L’époque des pantalons pattes d’eph ( flare comme on dit aujourd’hui) et des petits pulls rayés aux couleurs vitaminées. L’époque où, à l’école, la religion n’était pas un sujet. On s’en foutait. On vivait tous ensemble dans un climat bon enfant d’acception et de respect de l’autre.

Cette époque, c’était celle de mon enfance. Et je réalise aujourd’hui que cela m’a tellement impacté que, par la suite, j’ai avancé dans la vie avec comme image de la beauté Delon, de la débrouillardise et de la gouaille Belmondo, de la virilité Ventura… Que j’ai grandi avec l’image du décolleté vertigineux de la robe longue de Mireille Darc dans Le Grand Blond avec une chaussure noire (robe signée Guy Laroche pour les initiés). J’ai grandi avec, dans la tête, les chapeaux jaunes des Demoiselles de Rochefort ou les chaussures Roger Vivier et les tenues de Catherine Deneuve dans Belle de Jour. Je me suis épanouie grâce à eux. J’ai rêvé grâce à eux. J’ai aimé grâce à eux.

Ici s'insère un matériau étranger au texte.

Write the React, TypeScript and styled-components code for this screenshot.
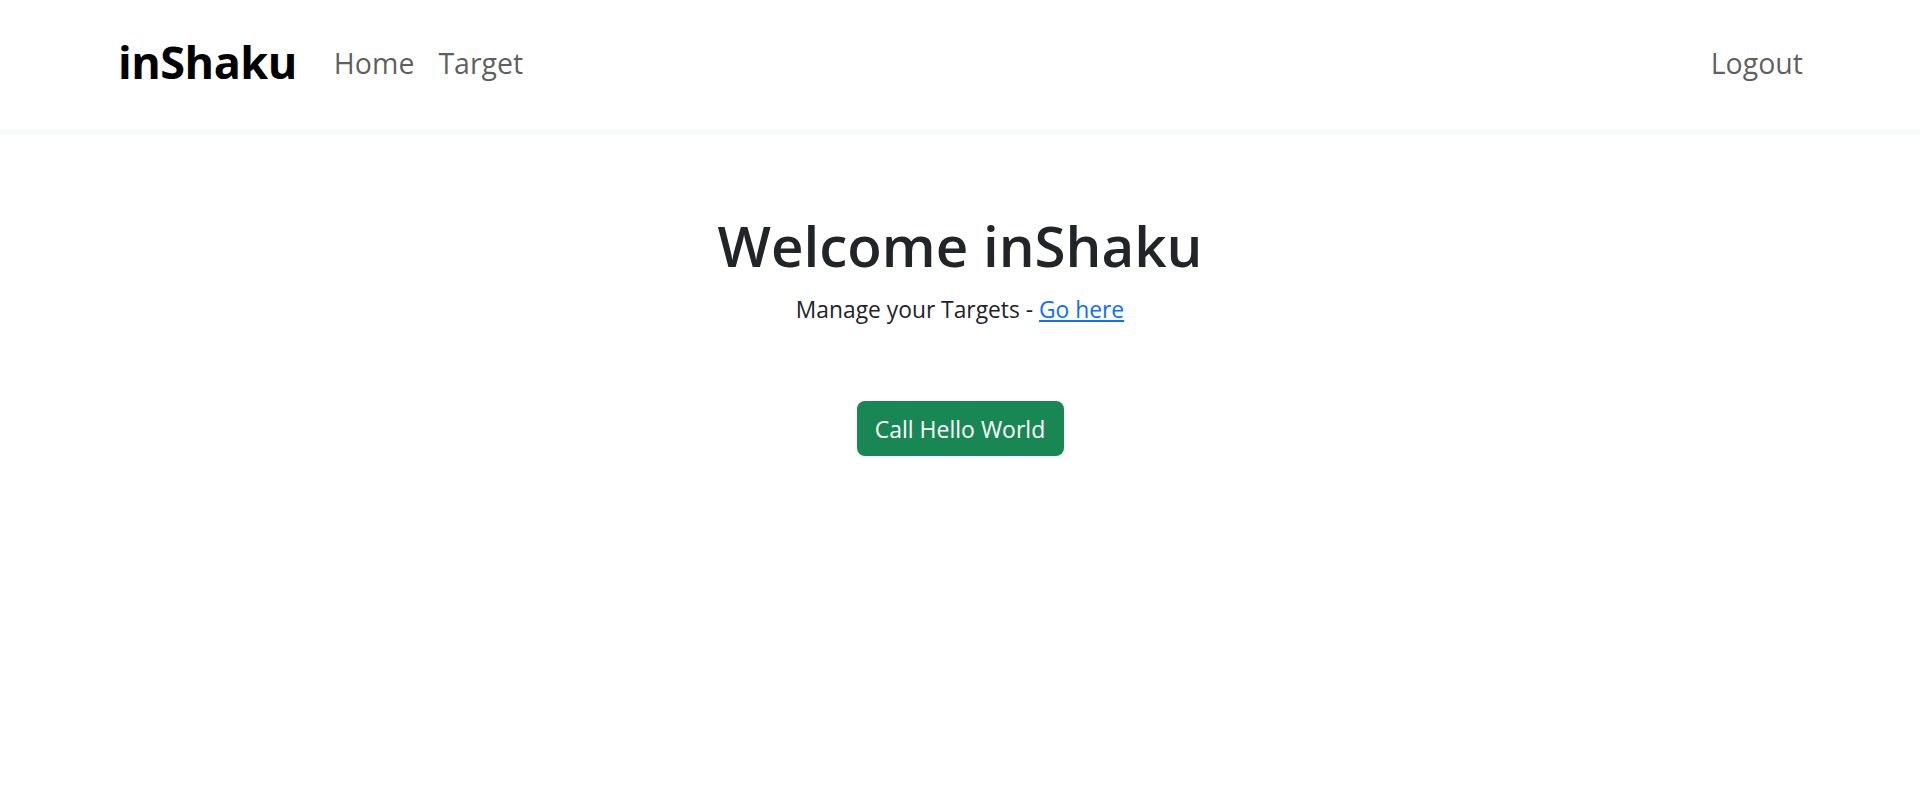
import React from "react";
import styled, { createGlobalStyle } from "styled-components";

const Global = createGlobalStyle`
  html, body { margin: 0; padding: 0; background: #fff; }
  body { font-family: "Open Sans", "Noto Sans", sans-serif; color: #212529; }
  * { box-sizing: border-box; }
`;

const Nav = styled.nav`
  height: 129px;
  display: flex;
  align-items: center;
  justify-content: space-between;
  padding: 0 105px 4px 118px;
  background: #fff;
  border-bottom: 6px solid #f8f9fa;
  box-sizing: border-box;
  height: 135px;
`;

const Left = styled.div`
  display: flex;
  align-items: center;
`;

const Brand = styled.a`
  font-size: 45px;
  font-weight: 700;
  color: #000;
  text-decoration: none;
  margin-right: 25px;
  letter-spacing: -0.5px;
  margin-top: -2px;
`;

const NavLink = styled.a`
  font-size: 28.5px;
  color: rgba(0, 0, 0, 0.65);
  text-decoration: none;
  padding: 0 12px;
`;

const Main = styled.main`
  display: flex;
  flex-direction: column;
  align-items: center;
  padding-top: 77px;
`;

const Title = styled.h1`
  font-size: 56.5px;
  font-weight: 600;
  margin: 0;
  line-height: 1.2;
  color: #212529;
`;

const Sub = styled.p`
  font-size: 22.8px;
  margin: 16px 0 0;
  line-height: 1.2;
  color: #212529;
`;

const Link = styled.a`
  color: #0d6efd;
  text-decoration: underline;
`;

const Button = styled.button`
  margin-top: 78px;
  width: 207px;
  height: 55px;
  border: none;
  border-radius: 8px;
  background: #198754;
  color: #fff;
  font-family: inherit;
  font-size: 23px;
  cursor: pointer;
`;

export default function App() {
  return (
    <>
      <Global />
      <Nav>
        <Left>
          <Brand href="#">inShaku</Brand>
          <NavLink href="#">Home</NavLink>
          <NavLink href="#">Target</NavLink>
        </Left>
        <NavLink href="#">Logout</NavLink>
      </Nav>
      <Main>
        <Title>Welcome inShaku</Title>
        <Sub>
          Manage your Targets - <Link href="#">Go here</Link>
        </Sub>
        <Button>Call Hello World</Button>
      </Main>
    </>
  );
}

Oui, j’ai aimé cette période exquise qui se confond avec l’enfance. Je goute aujourd’hui le temps qui m’est accordé par ce putain de virus pour retrouver les idoles de mon enfance sur les écrans de mon passé. Grace a eux, c’est un peu de mon enfance civique, laïque et simple que je retrouve.

Je m’en souviens bien. Nous avions tous les mêmes références et nous faisions société autour de ces personnalités qui reflétaient, quelles que soient leurs origines, l’harmonie d’une France apaisée et d’un pays où il faisait bon vivre ensemble.

Alors comme le chante Eddy Mitchell, “c’était ma dernière séance, c’était ma dernière séquence et le rideau sur l’écran est tombé”. Le rideau de la nostalgie, le rideau de l’enfance que parfois je réouvre légèrement pour retrouver, avec délice, les personnages de mon passé qui m’ont à jamais façonnée.